--- Start of Items ---

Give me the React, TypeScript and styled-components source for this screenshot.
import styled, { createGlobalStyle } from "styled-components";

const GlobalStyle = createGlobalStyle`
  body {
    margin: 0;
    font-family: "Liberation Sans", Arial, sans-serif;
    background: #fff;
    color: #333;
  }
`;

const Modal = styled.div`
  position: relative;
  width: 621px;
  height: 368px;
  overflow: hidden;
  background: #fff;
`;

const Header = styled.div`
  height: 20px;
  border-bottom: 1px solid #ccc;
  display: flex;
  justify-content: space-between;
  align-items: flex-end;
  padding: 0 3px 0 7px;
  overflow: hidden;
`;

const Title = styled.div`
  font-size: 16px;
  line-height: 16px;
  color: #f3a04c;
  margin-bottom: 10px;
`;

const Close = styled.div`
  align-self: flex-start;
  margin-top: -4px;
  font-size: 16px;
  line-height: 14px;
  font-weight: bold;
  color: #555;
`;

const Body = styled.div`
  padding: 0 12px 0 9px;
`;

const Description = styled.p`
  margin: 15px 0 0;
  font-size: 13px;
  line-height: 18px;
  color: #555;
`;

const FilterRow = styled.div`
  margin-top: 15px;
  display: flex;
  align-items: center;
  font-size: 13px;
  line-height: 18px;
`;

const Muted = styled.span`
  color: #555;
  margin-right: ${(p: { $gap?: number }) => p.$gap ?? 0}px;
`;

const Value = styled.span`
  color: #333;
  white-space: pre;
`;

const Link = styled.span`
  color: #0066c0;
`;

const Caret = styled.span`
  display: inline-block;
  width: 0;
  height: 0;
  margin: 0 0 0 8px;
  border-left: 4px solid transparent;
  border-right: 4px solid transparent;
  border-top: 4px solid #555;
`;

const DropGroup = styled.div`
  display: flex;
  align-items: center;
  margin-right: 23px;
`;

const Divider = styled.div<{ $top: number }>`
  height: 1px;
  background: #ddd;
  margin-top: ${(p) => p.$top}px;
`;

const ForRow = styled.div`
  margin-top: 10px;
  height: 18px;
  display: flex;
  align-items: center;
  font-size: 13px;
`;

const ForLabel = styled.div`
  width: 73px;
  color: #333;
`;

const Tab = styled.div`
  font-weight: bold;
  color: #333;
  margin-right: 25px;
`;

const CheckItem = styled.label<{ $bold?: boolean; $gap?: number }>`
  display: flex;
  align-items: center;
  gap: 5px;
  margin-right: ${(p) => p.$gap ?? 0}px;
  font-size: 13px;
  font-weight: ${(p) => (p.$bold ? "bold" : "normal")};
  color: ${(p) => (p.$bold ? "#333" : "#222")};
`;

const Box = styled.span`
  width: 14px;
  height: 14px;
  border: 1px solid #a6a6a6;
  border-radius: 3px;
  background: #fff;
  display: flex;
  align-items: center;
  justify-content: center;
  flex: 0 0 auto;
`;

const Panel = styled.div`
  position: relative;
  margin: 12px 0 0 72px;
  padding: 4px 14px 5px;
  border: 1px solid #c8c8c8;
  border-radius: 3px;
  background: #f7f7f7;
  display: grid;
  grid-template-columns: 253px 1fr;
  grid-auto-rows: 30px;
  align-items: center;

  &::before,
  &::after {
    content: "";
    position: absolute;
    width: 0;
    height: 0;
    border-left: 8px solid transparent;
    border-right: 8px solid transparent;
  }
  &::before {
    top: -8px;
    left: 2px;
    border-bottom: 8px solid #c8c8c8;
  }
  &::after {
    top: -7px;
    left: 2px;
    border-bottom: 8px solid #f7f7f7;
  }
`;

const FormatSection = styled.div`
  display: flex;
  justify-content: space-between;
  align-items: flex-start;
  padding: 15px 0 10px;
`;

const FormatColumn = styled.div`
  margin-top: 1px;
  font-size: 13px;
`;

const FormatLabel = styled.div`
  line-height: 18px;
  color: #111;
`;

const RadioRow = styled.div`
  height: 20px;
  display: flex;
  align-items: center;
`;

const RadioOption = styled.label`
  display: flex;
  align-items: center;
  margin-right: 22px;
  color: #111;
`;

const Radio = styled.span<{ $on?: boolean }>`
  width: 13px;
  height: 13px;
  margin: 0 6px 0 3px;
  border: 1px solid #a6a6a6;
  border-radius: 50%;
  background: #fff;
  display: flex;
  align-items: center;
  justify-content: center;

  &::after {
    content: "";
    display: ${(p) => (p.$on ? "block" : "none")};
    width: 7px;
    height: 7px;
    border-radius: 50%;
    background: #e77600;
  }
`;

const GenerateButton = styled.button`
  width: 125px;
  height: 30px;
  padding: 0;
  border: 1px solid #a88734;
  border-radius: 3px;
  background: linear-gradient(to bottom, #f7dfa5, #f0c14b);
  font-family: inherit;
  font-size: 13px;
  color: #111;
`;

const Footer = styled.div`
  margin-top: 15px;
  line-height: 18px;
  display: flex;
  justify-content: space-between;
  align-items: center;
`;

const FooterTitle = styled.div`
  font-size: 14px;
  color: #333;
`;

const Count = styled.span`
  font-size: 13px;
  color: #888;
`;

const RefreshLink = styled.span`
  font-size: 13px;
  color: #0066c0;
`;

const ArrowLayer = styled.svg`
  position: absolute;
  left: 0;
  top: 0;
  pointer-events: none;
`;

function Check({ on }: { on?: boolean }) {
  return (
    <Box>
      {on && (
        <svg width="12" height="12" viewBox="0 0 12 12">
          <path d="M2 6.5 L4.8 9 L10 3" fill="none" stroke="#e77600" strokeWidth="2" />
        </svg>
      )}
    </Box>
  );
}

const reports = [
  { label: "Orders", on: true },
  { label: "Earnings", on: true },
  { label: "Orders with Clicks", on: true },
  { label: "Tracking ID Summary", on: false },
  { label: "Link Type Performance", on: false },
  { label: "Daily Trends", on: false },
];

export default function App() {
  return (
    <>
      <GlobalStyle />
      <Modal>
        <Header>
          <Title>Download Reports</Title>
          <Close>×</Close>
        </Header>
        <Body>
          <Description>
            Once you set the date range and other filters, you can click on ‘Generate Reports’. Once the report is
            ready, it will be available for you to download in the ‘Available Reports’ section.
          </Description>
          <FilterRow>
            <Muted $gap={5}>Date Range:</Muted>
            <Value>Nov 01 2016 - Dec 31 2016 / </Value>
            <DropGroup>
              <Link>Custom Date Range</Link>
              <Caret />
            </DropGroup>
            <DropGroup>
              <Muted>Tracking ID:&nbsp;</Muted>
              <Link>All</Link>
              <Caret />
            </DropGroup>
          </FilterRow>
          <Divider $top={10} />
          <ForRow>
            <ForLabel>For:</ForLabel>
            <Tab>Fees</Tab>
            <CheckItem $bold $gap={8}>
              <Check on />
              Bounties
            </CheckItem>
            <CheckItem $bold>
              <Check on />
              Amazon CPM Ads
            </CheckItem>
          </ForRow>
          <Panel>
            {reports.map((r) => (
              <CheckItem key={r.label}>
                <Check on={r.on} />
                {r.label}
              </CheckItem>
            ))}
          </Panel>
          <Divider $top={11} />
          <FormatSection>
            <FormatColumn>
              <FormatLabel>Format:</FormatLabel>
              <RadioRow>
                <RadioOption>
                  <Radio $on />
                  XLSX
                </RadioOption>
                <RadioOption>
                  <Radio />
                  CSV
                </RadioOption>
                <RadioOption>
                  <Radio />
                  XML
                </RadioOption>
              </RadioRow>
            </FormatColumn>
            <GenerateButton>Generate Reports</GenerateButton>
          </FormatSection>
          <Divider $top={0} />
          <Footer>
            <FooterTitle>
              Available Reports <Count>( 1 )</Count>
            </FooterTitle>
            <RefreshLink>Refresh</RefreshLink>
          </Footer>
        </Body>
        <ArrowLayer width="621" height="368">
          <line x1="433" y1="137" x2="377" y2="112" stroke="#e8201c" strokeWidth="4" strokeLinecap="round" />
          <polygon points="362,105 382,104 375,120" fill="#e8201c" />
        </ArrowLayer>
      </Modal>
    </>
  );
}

--- End of Items ---
--- Start of Items ---

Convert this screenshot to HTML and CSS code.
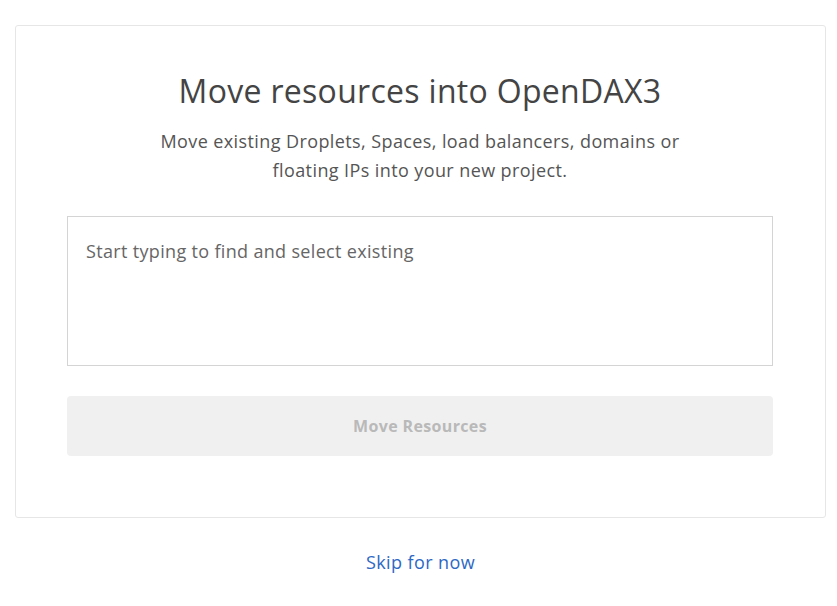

--- End of Items ---
--- Start of Items ---

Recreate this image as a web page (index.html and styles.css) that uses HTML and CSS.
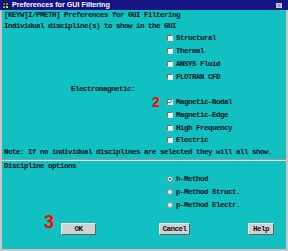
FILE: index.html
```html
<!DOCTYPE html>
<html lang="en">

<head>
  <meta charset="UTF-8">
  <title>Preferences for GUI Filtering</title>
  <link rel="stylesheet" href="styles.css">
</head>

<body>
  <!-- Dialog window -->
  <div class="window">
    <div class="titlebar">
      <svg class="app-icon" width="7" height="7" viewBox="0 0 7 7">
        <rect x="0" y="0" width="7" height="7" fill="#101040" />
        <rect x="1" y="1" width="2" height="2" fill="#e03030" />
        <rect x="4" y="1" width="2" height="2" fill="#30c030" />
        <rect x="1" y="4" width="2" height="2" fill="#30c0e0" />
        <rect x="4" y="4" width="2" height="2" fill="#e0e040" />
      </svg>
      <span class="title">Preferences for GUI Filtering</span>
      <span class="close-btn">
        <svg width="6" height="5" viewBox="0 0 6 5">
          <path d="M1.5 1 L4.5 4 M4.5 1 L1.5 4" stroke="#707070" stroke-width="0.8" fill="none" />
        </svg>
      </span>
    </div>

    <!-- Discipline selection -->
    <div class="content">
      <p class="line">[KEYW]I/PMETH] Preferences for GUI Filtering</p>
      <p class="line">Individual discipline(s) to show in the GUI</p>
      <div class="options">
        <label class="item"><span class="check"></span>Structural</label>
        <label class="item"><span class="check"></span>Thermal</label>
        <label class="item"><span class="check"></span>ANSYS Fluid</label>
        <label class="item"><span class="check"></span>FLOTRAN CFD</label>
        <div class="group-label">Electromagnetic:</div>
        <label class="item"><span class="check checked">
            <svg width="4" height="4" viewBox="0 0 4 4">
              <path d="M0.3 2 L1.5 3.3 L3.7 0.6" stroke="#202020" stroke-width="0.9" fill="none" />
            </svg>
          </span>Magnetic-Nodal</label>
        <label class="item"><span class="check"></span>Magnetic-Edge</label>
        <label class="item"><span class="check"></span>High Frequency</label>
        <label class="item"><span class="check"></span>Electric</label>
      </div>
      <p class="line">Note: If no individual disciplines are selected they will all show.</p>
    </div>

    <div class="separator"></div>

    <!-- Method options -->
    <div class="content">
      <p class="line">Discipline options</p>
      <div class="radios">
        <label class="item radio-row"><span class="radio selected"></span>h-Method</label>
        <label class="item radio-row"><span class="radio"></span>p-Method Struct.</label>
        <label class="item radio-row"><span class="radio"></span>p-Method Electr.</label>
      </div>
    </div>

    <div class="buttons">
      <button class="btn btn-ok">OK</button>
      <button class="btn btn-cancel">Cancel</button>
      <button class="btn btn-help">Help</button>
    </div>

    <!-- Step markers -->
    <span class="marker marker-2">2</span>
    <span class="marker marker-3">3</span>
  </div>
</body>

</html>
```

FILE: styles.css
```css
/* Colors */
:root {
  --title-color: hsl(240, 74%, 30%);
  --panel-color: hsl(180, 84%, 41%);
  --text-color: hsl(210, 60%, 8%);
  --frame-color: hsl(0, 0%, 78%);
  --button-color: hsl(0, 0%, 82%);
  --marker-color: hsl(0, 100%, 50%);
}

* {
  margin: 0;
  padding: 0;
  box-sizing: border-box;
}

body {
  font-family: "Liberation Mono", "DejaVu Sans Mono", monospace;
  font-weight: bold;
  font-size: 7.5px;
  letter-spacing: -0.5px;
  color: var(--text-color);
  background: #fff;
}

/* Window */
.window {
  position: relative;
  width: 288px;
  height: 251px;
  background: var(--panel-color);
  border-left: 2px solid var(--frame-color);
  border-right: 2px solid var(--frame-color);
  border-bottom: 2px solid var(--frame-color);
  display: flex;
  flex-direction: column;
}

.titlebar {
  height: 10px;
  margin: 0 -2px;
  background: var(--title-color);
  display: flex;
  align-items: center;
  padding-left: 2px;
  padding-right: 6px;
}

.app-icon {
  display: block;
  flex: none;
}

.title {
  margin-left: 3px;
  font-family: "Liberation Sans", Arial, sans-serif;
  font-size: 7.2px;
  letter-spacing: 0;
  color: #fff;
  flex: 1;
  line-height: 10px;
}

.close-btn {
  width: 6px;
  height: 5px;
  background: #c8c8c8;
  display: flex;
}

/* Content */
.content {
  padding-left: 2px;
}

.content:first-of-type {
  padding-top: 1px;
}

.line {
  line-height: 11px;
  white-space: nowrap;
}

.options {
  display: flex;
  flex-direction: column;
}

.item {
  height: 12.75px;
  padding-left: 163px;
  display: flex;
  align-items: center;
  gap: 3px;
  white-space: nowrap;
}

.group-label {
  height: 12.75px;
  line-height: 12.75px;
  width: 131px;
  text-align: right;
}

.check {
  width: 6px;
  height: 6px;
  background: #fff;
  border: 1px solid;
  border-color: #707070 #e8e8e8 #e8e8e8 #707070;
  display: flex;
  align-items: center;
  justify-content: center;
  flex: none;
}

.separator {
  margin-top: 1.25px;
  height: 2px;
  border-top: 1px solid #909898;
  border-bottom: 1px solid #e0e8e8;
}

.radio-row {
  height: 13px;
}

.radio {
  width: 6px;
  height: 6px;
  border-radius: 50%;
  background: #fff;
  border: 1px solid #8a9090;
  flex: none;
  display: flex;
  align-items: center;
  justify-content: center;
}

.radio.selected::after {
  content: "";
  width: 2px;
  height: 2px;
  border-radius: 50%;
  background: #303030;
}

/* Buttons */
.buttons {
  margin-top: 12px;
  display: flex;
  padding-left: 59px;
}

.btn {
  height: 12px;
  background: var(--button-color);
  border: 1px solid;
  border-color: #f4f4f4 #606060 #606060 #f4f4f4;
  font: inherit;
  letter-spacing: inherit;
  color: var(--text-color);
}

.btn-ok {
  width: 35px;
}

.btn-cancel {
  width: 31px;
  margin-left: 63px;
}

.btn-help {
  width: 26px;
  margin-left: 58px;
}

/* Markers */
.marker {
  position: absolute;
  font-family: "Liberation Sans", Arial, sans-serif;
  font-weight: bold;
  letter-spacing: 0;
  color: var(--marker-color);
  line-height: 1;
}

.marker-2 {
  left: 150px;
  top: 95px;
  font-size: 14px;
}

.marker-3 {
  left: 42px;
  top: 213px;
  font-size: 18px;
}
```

--- End of Items ---

> Exercise description
Of the lines above, how many contain the word "components"? Provide the number and nothing else.

> Task output
2